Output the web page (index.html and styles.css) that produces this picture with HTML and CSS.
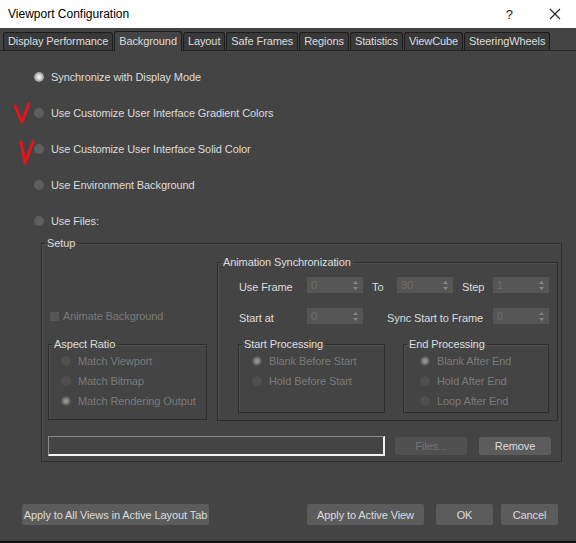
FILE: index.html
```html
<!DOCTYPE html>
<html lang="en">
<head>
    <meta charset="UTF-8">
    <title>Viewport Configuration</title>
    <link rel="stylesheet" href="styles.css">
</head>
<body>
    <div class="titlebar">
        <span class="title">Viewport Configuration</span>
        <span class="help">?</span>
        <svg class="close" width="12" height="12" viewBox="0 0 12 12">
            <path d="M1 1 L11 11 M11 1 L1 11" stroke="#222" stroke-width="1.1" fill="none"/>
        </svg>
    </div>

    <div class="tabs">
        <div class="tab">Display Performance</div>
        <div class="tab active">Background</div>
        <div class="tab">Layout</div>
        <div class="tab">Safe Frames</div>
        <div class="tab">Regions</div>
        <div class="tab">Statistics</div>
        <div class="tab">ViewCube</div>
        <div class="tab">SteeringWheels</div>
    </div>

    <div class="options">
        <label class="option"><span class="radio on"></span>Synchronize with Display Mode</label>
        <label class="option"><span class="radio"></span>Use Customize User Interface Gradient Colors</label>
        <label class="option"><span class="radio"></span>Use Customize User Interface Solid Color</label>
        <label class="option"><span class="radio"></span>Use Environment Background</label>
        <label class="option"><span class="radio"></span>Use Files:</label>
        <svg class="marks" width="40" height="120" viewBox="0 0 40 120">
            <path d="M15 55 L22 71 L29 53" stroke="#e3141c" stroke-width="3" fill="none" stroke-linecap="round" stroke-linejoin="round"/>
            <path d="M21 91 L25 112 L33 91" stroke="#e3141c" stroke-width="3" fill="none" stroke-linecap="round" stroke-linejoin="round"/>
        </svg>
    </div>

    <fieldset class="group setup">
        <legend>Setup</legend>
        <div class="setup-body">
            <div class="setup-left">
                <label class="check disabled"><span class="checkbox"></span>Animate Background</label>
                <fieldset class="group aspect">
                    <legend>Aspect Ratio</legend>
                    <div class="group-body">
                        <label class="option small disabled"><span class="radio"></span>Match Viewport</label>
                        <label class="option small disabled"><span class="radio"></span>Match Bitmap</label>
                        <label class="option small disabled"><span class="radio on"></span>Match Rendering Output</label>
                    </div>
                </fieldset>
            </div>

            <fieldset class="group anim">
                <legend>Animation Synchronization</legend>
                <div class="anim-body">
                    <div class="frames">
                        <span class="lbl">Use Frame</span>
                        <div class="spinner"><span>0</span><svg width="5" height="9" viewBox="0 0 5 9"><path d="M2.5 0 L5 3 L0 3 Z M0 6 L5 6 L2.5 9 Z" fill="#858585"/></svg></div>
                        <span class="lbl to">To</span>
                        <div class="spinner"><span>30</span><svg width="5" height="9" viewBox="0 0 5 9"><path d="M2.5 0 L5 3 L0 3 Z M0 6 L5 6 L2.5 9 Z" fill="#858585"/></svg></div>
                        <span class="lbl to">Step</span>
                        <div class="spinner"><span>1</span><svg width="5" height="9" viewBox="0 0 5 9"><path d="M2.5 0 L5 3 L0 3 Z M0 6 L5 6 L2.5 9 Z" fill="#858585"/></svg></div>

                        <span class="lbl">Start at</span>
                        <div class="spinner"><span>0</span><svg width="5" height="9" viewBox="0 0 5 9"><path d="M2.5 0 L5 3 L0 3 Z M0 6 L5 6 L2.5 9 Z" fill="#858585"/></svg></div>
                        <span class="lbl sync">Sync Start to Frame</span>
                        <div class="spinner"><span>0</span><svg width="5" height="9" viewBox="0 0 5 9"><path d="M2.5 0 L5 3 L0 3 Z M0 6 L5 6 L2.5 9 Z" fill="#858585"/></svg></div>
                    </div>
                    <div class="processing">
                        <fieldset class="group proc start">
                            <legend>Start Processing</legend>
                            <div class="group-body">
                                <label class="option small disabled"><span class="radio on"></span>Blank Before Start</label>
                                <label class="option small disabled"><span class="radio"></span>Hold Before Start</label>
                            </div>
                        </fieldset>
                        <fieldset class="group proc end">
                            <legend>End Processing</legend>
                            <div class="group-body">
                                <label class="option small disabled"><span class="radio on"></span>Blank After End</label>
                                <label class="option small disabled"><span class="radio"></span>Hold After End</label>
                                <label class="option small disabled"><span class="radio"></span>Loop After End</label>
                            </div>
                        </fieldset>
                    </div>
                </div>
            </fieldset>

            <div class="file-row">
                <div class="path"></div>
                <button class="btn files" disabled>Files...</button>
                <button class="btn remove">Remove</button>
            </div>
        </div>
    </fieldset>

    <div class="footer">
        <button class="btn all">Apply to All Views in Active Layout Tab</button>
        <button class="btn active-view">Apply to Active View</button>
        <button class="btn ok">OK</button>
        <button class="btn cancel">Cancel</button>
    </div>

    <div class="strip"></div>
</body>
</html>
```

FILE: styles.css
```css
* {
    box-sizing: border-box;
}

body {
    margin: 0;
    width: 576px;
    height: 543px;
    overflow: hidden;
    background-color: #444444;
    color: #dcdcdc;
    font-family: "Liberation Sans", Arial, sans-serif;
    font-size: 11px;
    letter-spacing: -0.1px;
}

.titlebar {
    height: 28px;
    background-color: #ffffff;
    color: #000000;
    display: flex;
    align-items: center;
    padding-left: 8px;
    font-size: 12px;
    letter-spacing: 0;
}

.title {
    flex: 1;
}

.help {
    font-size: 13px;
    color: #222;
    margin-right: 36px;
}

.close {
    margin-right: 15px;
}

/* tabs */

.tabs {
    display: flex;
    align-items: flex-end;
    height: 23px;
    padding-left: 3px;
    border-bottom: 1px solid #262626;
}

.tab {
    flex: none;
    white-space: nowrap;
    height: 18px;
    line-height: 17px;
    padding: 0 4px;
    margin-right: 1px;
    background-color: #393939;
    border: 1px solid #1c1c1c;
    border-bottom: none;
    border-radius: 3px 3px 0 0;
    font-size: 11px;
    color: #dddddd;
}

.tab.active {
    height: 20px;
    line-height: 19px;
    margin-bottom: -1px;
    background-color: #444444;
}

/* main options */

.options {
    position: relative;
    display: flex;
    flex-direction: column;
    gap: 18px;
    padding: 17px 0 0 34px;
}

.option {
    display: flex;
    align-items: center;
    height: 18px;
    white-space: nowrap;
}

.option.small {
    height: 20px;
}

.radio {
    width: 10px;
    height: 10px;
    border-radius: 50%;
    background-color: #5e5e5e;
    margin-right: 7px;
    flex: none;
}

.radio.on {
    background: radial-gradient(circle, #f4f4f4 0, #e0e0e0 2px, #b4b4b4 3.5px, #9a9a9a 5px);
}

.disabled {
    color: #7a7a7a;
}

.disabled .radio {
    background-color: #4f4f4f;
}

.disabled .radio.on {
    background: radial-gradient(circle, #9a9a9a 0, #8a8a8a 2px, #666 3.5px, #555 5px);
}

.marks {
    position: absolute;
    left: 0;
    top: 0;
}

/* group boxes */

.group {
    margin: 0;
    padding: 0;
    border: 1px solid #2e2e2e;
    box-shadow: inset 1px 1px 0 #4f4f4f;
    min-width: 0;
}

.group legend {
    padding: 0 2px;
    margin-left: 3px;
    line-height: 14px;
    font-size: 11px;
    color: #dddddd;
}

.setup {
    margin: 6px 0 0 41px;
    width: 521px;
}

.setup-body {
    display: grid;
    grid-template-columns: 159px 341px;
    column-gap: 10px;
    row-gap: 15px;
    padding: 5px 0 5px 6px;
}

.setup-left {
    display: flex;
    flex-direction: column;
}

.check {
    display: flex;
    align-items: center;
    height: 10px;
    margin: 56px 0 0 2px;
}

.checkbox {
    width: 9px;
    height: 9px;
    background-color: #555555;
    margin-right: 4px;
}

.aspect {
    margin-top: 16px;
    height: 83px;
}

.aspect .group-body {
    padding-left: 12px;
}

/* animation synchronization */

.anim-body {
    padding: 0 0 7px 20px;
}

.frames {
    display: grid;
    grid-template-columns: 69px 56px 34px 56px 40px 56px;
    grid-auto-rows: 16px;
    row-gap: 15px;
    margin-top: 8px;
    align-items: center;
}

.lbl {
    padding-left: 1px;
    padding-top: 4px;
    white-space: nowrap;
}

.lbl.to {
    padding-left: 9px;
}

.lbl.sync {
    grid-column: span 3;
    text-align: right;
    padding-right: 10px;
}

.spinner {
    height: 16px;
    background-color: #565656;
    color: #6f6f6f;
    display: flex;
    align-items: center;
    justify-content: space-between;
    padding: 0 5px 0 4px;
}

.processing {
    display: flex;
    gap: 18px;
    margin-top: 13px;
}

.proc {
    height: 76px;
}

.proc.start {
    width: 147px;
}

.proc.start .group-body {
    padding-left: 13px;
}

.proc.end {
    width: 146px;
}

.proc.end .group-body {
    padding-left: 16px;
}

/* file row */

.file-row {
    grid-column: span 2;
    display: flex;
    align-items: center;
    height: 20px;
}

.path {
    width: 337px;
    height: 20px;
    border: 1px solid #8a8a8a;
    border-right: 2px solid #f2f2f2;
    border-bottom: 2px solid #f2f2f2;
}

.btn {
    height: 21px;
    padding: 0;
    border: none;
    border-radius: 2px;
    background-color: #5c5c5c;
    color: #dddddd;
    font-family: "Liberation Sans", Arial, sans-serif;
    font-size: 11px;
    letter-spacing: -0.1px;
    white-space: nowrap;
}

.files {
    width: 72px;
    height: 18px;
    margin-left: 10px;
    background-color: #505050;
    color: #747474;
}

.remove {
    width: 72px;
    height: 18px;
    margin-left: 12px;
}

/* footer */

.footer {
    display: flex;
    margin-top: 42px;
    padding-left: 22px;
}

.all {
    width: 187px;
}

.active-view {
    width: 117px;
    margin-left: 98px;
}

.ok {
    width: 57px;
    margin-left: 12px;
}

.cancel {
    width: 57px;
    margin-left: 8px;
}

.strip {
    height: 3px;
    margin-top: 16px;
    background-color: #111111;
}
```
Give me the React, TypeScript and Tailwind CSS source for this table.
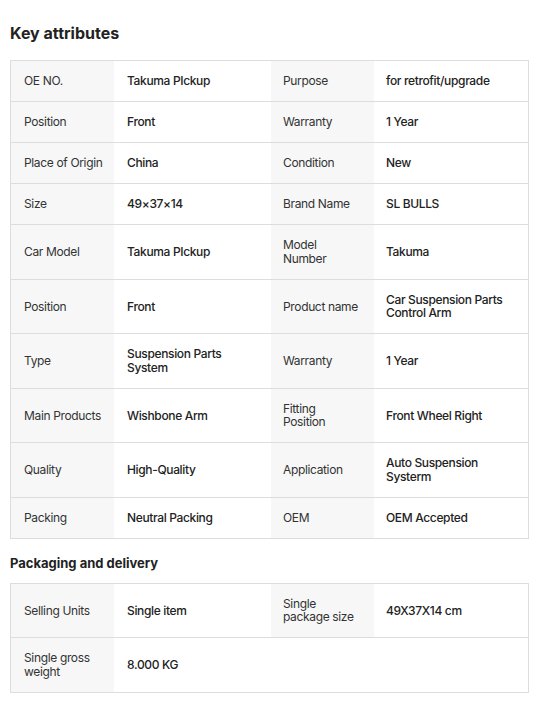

### Goal
Return only the number of lines in the preceding records that contain the string "with".

### Written answer
2